In math, the need to stand in front of the classroom particularly rings true, not just because of the stakes, but because of the long precedent set by previous math teachers to do exactly that.
Yet math teachers simultaneously know that, in order for students to solve problems on their own, we have to teach them not just the "what" but the "how." "What" equals content, but I’m expanding the definition of "how" beyond simply learning skills and procedures. The "how" should be about how to help students think more critically about the problems in front of them.
In other words, the approaches and uses of the tools students learn in math matter just as much as the topics and situations in which they apply.
An Expanded Skillset
The Common Core State Standards seem to address this well with their seven mathematical practices, but if the practitioners of the CCSS do as we've done in the past, then we've missed another opportunity to fortify students' knowledge of math. Whether they're learning fractions, exponents or the distributive property, they have to learn how to approach mathematical problems.
For instance, would I rather my students learn how to find the slope of a linear relationship or how to make sense of the answer after they've figured it out? One might say you can't make sense of the resulting quotient without actually finding the quotient, but I submit to you that, without making sense of the slope (either by explaining it or showing another representation), they won't know whether the response they got actually made sense. Students ought to have the skills to self-correct, or at least think twice before looking at a response and moving on.

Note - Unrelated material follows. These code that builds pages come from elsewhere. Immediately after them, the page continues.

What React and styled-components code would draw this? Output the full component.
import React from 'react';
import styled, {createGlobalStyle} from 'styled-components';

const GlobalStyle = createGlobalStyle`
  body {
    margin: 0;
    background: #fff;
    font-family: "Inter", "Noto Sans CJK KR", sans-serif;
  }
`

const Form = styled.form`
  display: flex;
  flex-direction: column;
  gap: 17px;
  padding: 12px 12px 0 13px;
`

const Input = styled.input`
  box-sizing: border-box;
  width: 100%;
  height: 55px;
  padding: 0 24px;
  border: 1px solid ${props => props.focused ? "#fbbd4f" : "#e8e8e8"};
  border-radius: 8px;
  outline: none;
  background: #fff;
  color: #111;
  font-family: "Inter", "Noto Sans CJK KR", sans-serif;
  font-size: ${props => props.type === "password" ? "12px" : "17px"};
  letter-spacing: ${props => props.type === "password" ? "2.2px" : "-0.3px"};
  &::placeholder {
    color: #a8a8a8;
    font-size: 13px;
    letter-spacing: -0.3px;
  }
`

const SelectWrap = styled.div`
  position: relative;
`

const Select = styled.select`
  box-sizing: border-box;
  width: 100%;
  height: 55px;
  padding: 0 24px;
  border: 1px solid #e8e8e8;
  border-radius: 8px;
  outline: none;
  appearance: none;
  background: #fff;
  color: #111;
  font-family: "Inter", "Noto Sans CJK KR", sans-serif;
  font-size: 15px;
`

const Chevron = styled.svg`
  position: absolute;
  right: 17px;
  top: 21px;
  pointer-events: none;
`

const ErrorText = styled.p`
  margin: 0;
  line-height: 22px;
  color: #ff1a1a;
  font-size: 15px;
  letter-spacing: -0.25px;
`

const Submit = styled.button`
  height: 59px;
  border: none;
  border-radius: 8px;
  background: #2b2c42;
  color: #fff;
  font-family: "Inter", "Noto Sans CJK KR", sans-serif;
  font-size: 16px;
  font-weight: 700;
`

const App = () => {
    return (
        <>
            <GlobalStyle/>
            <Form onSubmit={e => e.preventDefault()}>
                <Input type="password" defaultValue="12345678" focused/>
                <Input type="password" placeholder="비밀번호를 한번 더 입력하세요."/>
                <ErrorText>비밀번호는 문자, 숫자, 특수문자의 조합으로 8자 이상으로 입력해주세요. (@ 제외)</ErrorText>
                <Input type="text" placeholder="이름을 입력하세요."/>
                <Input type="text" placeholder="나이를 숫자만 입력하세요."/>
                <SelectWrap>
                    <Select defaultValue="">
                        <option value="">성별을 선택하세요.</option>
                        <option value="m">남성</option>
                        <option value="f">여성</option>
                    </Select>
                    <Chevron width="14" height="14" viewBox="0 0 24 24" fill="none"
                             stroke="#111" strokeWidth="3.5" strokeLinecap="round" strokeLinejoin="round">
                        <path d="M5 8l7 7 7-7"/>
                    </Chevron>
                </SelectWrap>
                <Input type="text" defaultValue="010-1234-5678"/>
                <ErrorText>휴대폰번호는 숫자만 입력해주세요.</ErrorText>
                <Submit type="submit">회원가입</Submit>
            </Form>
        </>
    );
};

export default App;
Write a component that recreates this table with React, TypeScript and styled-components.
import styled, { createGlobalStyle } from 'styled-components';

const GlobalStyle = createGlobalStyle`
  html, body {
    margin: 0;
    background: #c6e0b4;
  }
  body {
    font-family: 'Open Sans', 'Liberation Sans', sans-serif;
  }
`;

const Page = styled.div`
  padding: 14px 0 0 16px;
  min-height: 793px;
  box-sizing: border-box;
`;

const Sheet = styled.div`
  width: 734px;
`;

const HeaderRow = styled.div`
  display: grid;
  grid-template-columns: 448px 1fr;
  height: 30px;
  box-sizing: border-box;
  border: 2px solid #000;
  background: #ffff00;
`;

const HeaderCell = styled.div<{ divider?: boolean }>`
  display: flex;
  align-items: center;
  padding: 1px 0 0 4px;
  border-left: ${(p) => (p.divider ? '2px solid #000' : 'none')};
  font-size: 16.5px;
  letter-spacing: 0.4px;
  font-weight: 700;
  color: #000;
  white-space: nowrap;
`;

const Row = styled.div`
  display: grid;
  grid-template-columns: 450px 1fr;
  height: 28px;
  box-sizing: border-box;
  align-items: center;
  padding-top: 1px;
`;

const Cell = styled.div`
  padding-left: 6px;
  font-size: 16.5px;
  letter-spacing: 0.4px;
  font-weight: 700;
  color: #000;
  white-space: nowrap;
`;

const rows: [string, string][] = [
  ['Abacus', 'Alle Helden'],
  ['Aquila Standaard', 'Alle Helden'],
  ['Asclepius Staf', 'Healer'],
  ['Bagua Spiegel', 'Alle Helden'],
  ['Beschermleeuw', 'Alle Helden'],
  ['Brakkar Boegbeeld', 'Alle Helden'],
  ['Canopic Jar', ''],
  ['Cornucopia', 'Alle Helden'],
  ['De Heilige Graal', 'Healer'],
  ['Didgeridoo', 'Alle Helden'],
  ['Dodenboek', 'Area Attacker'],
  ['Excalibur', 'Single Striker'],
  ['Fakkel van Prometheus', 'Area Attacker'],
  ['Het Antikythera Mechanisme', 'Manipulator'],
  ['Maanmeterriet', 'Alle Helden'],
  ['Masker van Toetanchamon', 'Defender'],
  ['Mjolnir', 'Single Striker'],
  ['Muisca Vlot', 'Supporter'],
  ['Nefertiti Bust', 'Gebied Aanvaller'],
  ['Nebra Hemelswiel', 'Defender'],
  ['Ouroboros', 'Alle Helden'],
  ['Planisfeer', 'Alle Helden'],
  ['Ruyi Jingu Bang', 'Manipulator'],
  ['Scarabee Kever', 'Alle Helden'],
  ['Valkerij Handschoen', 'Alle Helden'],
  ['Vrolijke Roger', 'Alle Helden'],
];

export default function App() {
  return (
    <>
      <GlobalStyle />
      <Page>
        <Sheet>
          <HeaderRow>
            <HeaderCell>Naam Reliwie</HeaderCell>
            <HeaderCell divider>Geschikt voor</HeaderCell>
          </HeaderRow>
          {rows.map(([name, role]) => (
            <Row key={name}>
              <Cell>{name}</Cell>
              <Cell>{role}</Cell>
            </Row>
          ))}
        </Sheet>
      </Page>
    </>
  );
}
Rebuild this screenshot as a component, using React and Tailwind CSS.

Simply finding the answer is only one part of math.
Now, unlike the topics (or content) we teach in math, teaching students how to approach a problem will feel more like a soft skill to teachers, in the same category as recognizing when a kid needs to go to the restroom or getting a student a tissue five seconds before you know they'll sneeze all over the pencil you lent them. Teaching students how to disagree with another person's argument carefully (and factually) or how to move on to the next problem without constantly checking with you (I'm still working on this) demands a certain dexterity from educators, and a consistent eye on making sure those sorts of behaviors flourish.
Rather than just trying to sift through our 800-page textbooks by chapter or blaze through a curriculum map, let's focus on developing mathematicians. Many of the things we take for granted, like teaching students how to ask better questions or picking apart word problems, actually make students better at math.